> _DIRECTIONS_
Print them exactly: the lines from the beginning of the entries below through the line that contains "const points = values.map((v, i)", and only those, with the pictures left out.

> _DATA FOR PROCESSING_
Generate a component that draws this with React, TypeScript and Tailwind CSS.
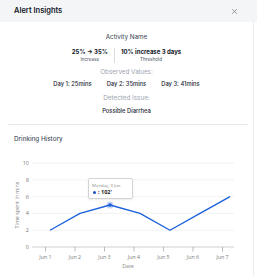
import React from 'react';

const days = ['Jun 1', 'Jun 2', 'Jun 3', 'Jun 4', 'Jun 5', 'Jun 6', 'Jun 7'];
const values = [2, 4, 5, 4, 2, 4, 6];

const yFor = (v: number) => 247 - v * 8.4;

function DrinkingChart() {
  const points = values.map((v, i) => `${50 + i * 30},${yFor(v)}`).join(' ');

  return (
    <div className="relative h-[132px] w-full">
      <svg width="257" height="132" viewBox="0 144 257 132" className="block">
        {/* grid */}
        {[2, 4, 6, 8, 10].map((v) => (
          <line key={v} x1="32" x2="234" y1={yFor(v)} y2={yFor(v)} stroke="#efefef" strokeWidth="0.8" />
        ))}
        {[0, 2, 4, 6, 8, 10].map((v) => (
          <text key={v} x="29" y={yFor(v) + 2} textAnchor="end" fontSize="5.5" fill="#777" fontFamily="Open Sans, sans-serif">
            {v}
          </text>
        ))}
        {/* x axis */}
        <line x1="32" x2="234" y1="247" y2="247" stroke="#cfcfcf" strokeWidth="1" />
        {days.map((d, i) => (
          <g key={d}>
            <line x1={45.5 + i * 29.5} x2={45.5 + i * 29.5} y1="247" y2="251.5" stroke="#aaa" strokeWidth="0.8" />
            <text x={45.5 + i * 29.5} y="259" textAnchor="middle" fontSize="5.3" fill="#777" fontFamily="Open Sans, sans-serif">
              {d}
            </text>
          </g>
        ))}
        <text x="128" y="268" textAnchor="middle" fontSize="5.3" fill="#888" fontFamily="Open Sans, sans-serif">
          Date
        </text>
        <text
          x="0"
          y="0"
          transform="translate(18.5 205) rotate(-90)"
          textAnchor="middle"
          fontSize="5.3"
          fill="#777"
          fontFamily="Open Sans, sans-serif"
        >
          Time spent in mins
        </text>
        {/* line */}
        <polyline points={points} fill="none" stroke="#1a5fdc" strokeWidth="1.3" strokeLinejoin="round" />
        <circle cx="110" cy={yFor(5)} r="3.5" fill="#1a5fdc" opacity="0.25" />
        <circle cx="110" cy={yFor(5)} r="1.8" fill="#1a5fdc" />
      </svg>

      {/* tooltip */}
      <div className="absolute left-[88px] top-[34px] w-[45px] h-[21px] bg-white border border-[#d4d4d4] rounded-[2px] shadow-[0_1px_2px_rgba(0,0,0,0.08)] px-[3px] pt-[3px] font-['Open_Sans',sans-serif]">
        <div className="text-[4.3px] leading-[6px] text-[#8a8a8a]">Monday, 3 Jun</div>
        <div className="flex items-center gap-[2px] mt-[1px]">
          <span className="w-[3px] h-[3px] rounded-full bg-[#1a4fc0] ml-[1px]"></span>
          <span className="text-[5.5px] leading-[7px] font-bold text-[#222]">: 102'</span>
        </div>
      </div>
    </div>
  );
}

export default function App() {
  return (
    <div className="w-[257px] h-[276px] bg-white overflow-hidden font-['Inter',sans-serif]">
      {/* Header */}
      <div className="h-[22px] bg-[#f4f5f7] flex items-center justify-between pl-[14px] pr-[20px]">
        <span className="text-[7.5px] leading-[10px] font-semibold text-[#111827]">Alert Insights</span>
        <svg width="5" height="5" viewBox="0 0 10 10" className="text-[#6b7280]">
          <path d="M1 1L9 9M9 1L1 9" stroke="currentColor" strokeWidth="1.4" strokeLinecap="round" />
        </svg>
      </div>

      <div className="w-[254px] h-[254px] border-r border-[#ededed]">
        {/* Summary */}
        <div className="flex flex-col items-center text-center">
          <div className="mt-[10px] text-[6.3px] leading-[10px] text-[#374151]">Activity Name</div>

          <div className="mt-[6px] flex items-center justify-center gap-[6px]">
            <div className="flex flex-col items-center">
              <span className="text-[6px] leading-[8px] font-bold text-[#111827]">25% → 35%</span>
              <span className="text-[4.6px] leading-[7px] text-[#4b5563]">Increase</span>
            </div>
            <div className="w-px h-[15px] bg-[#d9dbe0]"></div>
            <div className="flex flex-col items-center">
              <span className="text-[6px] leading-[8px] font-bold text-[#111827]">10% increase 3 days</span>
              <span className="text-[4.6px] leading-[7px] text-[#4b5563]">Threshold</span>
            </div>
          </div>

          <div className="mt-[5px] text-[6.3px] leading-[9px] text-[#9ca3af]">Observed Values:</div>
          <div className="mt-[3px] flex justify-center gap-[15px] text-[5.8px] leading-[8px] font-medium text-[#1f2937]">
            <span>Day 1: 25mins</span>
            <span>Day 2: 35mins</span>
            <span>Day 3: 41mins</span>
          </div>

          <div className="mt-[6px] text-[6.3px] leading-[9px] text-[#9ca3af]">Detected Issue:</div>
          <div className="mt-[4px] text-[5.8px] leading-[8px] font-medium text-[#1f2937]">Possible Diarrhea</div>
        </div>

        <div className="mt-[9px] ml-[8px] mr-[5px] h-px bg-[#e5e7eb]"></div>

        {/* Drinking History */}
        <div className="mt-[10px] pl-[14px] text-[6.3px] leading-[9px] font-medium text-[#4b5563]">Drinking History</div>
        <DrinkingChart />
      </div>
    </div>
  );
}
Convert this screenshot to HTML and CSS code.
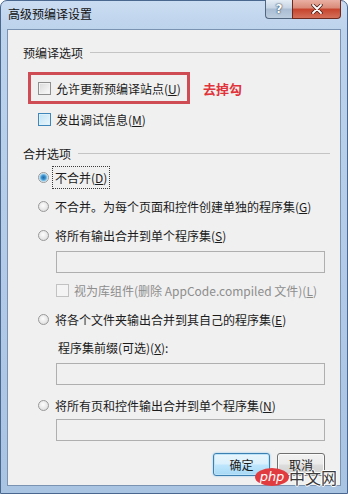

> _IN RESPONSE_
Generate a component that draws this with React, TypeScript and Tailwind CSS.
import React from 'react';

const days = ['Jun 1', 'Jun 2', 'Jun 3', 'Jun 4', 'Jun 5', 'Jun 6', 'Jun 7'];
const values = [2, 4, 5, 4, 2, 4, 6];

const yFor = (v: number) => 247 - v * 8.4;

function DrinkingChart() {
  const points = values.map((v, i) => `${50 + i * 30},${yFor(v)}`).join(' ');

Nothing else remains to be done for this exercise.